While WSPA and other multi-national animal charities focused
on eastern Europe, Internet-savvy young people also started an
unprecedented proliferation of humane organizations around the
economically booming Pacific Rim, with remarkably little outside
help. The International Fund for Animal Welfare had pursued the
missionary approach to building humane societies in several Pacific
Rim nations during the 1980s, but retrenched just before the boom
began.
Founded by former IFAW representative Jill Robinson, the
comparatively tiny Animals Asia Foundation has been the most
influential multinational humane society involved in the emergence of
indigenous Asian animal advocacy, but as an exemplar, showing
others how to do things, rather than trying to direct the action.

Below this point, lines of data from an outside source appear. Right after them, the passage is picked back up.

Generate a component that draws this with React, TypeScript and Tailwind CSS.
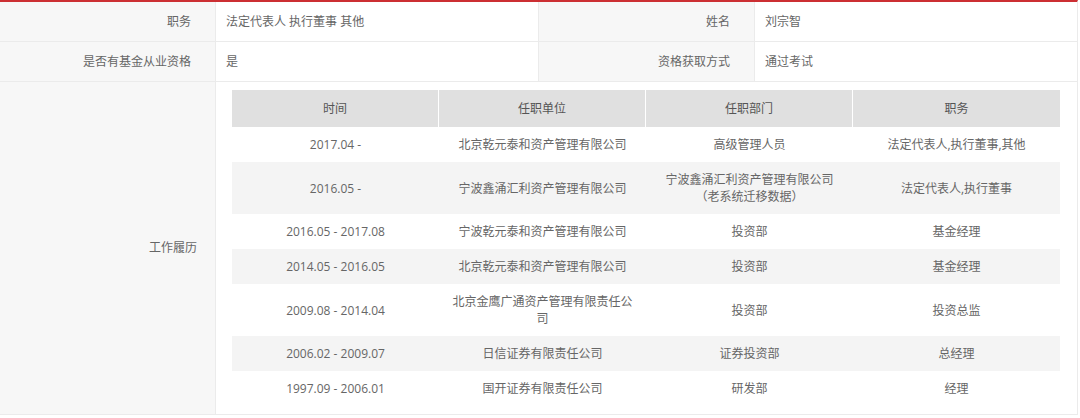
import React from "react";

const rows: { time: string; unit: string; dept: React.ReactNode; pos: string }[] = [
  { time: "2017.04 -", unit: "北京乾元泰和资产管理有限公司", dept: "高级管理人员", pos: "法定代表人,执行董事,其他" },
  {
    time: "2016.05 -",
    unit: "宁波鑫涌汇利资产管理有限公司",
    dept: (
      <>
        宁波鑫涌汇利资产管理有限公司
        <br />
        （老系统迁移数据）
      </>
    ),
    pos: "法定代表人,执行董事",
  },
  { time: "2016.05 - 2017.08", unit: "宁波乾元泰和资产管理有限公司", dept: "投资部", pos: "基金经理" },
  { time: "2014.05 - 2016.05", unit: "北京乾元泰和资产管理有限公司", dept: "投资部", pos: "基金经理" },
  { time: "2009.08 - 2014.04", unit: "北京金鹰广通资产管理有限责任公司", dept: "投资部", pos: "投资总监" },
  { time: "2006.02 - 2009.07", unit: "日信证券有限责任公司", dept: "证券投资部", pos: "总经理" },
  { time: "1997.09 - 2006.01", unit: "国开证券有限责任公司", dept: "研发部", pos: "经理" },
];

export default function App() {
  return (
    <div
      className="w-[1080px] h-[418px] bg-white text-[12px] text-[#666]"
      style={{ fontFamily: '"Open Sans", "Noto Sans CJK SC", sans-serif' }}
    >
      <div className="w-[1078px] border-t-2 border-[#cc2f33] border-r border-r-[#ebebeb]">
        <div className="flex h-[40px] border-b border-[#ebebeb]">
          <div className="w-[216px] border-r border-[#ebebeb] bg-[#f7f7f7] flex items-center justify-end pr-6">职务</div>
          <div className="w-[323px] border-r border-[#ebebeb] flex items-center pl-[10px]">法定代表人 执行董事 其他</div>
          <div className="w-[216px] border-r border-[#ebebeb] bg-[#f7f7f7] flex items-center justify-end pr-6">姓名</div>
          <div className="flex-1 flex items-center pl-[10px]">刘宗智</div>
        </div>
        <div className="flex h-[40px] border-b border-[#ebebeb]">
          <div className="w-[216px] border-r border-[#ebebeb] bg-[#f7f7f7] flex items-center justify-end pr-6">是否有基金从业资格</div>
          <div className="w-[323px] border-r border-[#ebebeb] flex items-center pl-[10px]">是</div>
          <div className="w-[216px] border-r border-[#ebebeb] bg-[#f7f7f7] flex items-center justify-end pr-6">资格获取方式</div>
          <div className="flex-1 flex items-center pl-[10px]">通过考试</div>
        </div>
        <div className="flex border-b border-[#ebebeb]">
          <div className="w-[216px] border-r border-[#ebebeb] bg-[#f7f7f7] flex items-center justify-end pr-[18px]">工作履历</div>
          <div className="flex-1 pl-4 pr-[17px] pt-2 pb-2">
            <div className="w-[828px]">
              <div className="grid grid-cols-4 h-[37px] bg-[#e0e0e0] text-[#555]">
                <div className="flex items-center justify-center border-r border-white">时间</div>
                <div className="flex items-center justify-center border-r border-white">任职单位</div>
                <div className="flex items-center justify-center border-r border-white">任职部门</div>
                <div className="flex items-center justify-center">职务</div>
              </div>
              {rows.map((r, i) => (
                <div
                  key={i}
                  className={`grid grid-cols-4 leading-[17px] ${i % 2 === 1 ? "bg-[#f4f4f4]" : "bg-white"}`}
                >
                  <div className="py-[9px] px-3 text-center flex items-center justify-center">{r.time}</div>
                  <div className="py-[9px] px-3 text-center flex items-center justify-center">{r.unit}</div>
                  <div className="py-[9px] px-3 text-center flex items-center justify-center">{r.dept}</div>
                  <div className="py-[9px] px-3 text-center flex items-center justify-center">{r.pos}</div>
                </div>
              ))}
            </div>
          </div>
        </div>
      </div>
    </div>
  );
}
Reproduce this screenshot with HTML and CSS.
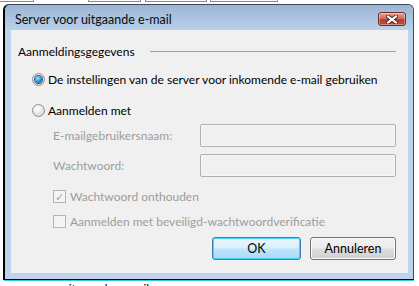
FILE: index.html
```html
<!DOCTYPE html>
<html lang="nl">
  <head>
    <meta charset="UTF-8" />
    <title>Server voor uitgaande e-mail</title>
    <link rel="stylesheet" href="styles.css">
  </head>
  <body>
    <!-- dialog underneath -->
    <div class="back-tabs">
      <span class="back-tab tab-a"></span>
      <span class="back-tab tab-b"></span>
      <span class="back-tab tab-c"></span>
      <span class="back-tab tab-d"></span>
    </div>
    <div class="back-text">uitgaande e-mail</div>

    <div class="window">
      <div class="titlebar">
        <span class="title">Server voor uitgaande e-mail</span>
        <button class="close" type="button" aria-label="Sluiten">
          <svg width="12" height="9" viewBox="0 0 12 9">
            <path d="M2 1.5 L10 7.5 M10 1.5 L2 7.5" stroke="#4a2a26" stroke-width="4" stroke-linecap="square" fill="none"/>
            <path d="M2 1.5 L10 7.5 M10 1.5 L2 7.5" stroke="#ffffff" stroke-width="2" stroke-linecap="square" fill="none"/>
          </svg>
        </button>
      </div>

      <div class="panel">
        <div class="group-title">
          <span>Aanmeldingsgegevens</span>
          <span class="group-line"></span>
        </div>

        <label class="option first">
          <span class="radio checked"></span>
          <span>De instellingen van de server voor inkomende e-mail gebruiken</span>
        </label>

        <label class="option second">
          <span class="radio"></span>
          <span>Aanmelden met</span>
        </label>

        <div class="field first">
          <span class="field-label">E-mailgebruikersnaam:</span>
          <span class="field-input"></span>
        </div>
        <div class="field second">
          <span class="field-label">Wachtwoord:</span>
          <span class="field-input"></span>
        </div>

        <label class="check first">
          <span class="box">&#10003;</span>
          <span>Wachtwoord onthouden</span>
        </label>
        <label class="check second">
          <span class="box"></span>
          <span>Aanmelden met beveiligd-wachtwoordverificatie</span>
        </label>

        <div class="buttons">
          <button class="btn default" type="button">OK</button>
          <button class="btn" type="button">Annuleren</button>
        </div>
      </div>
    </div>
  </body>
</html>
```

FILE: styles.css
```css
/* Page and the dialog behind */
body {
  margin: 0;
  width: 419px;
  height: 286px;
  overflow: hidden;
  position: relative;
  background: #fff;
  font-family: Lato, "Noto Sans", sans-serif;
  font-size: 12px;
  color: #000;
  white-space: nowrap;
}

.back-tabs {
  height: 4px;
  overflow: hidden;
  position: relative;
}

.back-tab {
  position: absolute;
  top: -14px;
  height: 16px;
  border: 1px solid #8c8c8c;
  box-sizing: border-box;
  background: #fbfbfb;
}

.tab-a { left: -40px; width: 74px; }
.tab-b { left: 88px; width: 53px; }
.tab-c { left: 145px; width: 62px; }
.tab-d { left: 210px; width: 68px; }

.back-text {
  position: absolute;
  left: 62px;
  top: 281px;
  line-height: 16px;
}

/* Window frame */
.window {
  position: absolute;
  left: 4px;
  top: 4px;
  width: 410px;
  height: 276px;
  box-sizing: border-box;
  border: 1px solid #3d4b5c;
  border-left-color: #000;
  border-bottom-color: #000;
  border-radius: 6px 6px 0 0;
  background: #bdd4ec;
  box-shadow: 0 1px 0 #33ccdd, -1px 0 0 #000;
  display: flex;
  flex-direction: column;
}

.titlebar {
  height: 25px;
  flex: none;
  display: flex;
  justify-content: space-between;
  align-items: flex-start;
  padding: 0 7px 0 10px;
  border-radius: 5px 5px 0 0;
  background: linear-gradient(#9bb5d3, #bad1ea);
}

.title {
  margin-top: 8px;
  line-height: 14px;
  font-size: 12.5px;
  color: #0a0a0a;
}

.close {
  margin-top: 7px;
  width: 28px;
  height: 14px;
  padding: 0;
  border: 1px solid #6e2e26;
  border-radius: 3px;
  background: linear-gradient(#e7a394, #d1705f 45%, #b63b2a 55%, #c0503c);
  box-shadow: inset 0 0 0 1px rgba(255, 255, 255, 0.35);
  display: flex;
  align-items: center;
  justify-content: center;
}

/* Gray client area */
.panel {
  flex: 1;
  margin: 0 5px 6px 6px;
  padding: 13px 12px 0 7px;
  background: #f0f0f0;
}

.group-title {
  display: flex;
  align-items: center;
  height: 16px;
}

.group-line {
  flex: 1;
  height: 1px;
  margin-left: 15px;
  margin-top: 1px;
  background: #a0a0a0;
}

.option,
.check {
  display: flex;
  align-items: center;
  height: 16px;
}

.option { padding-left: 14px; }
.option.first { margin-top: 12px; }
.option.second { margin-top: 15px; }

.radio {
  flex: none;
  width: 13px;
  height: 13px;
  box-sizing: border-box;
  margin-right: 3px;
  border: 1px solid #8f8f8f;
  border-radius: 50%;
  background: radial-gradient(circle at 40% 35%, #ffffff, #e4e4e4 55%, #cfcfcf);
  display: flex;
  align-items: center;
  justify-content: center;
}

.radio.checked::after {
  content: "";
  width: 7px;
  height: 7px;
  border-radius: 50%;
  background: radial-gradient(circle at 40% 35%, #9fe4ff, #2c86c6 55%, #0c4a80);
  box-shadow: 0 0 0 1px #1f5d8f;
}

.field {
  display: flex;
  align-items: center;
  padding-left: 35px;
  color: #9d9d9d;
}

.field.first { margin-top: 6px; }
.field.second { margin-top: 7px; }

.field-label {
  flex: none;
  width: 147px;
}

.field-input {
  flex: none;
  width: 196px;
  height: 23px;
  box-sizing: border-box;
  border: 1px solid #afafaf;
  border-radius: 2px;
  box-shadow: inset 0 0 0 1px #f7f7f7;
  background: #f0f0f0;
}

.check {
  padding-left: 35px;
  color: #9d9d9d;
}

.check.first { margin-top: 11px; }
.check.second { margin-top: 9px; }

.box {
  flex: none;
  width: 13px;
  height: 13px;
  box-sizing: border-box;
  margin-right: 4px;
  border: 1px solid #b4b4b4;
  background: #f4f4f4;
  font-size: 11px;
  line-height: 11px;
  text-align: center;
  color: #a5a5a5;
}

.buttons {
  display: flex;
  justify-content: flex-end;
  gap: 9px;
  margin-top: 8px;
}

.btn {
  width: 86px;
  height: 23px;
  padding: 0;
  font-family: inherit;
  font-size: 12.5px;
  color: #000;
  border: 1px solid #707070;
  border-radius: 3px;
  background: linear-gradient(#f2f2f2, #ebebeb 48%, #dddddd 52%, #cfcfcf);
  box-shadow: inset 0 0 0 1px #fcfcfc;
}

.btn.default {
  width: 89px;
  border-color: #3c7fb1;
  background: linear-gradient(#eaf6fd, #d9f0fc 48%, #bee6fd 52%, #a7d9f5);
  box-shadow: inset 0 0 0 1px #48d4f8;
}
```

Finally, the Indian animal advocacy movement has emerged
into global influence, even though there is not, as yet, even one
genuinely national animal charity in India. The closest approach is
People for Animals, a constellation of loosely linked locally
autonomous animal charities begun by Maneka Gandhi in 1984. Through
the Asia for Animals conference series, begun in 2001, the Asian
Animal Protection Network online news and discussion group, begun in
1996, and increasing involvement in international programs, Indian
animal advocacy leaders have discovered that they have a wealth of
ideas and experience to share that often translate into models more
applicable to other developing nations than the teachings of the
western missionaries.
The organizational task ahead for WSPA, as “the world’s
largest international federation of animal protection organizations,
with over 650 societies in more than 140 counties,” as the
introduction touts, is to make the transition from being a
missionary institution to becoming a genuinely globally
representative body.
This includes learning from the membership outside Britain
and the U.S.–and acknowledging that the humane movement did not
begin with the British Empire, much as British donors and
organizations have done to further it.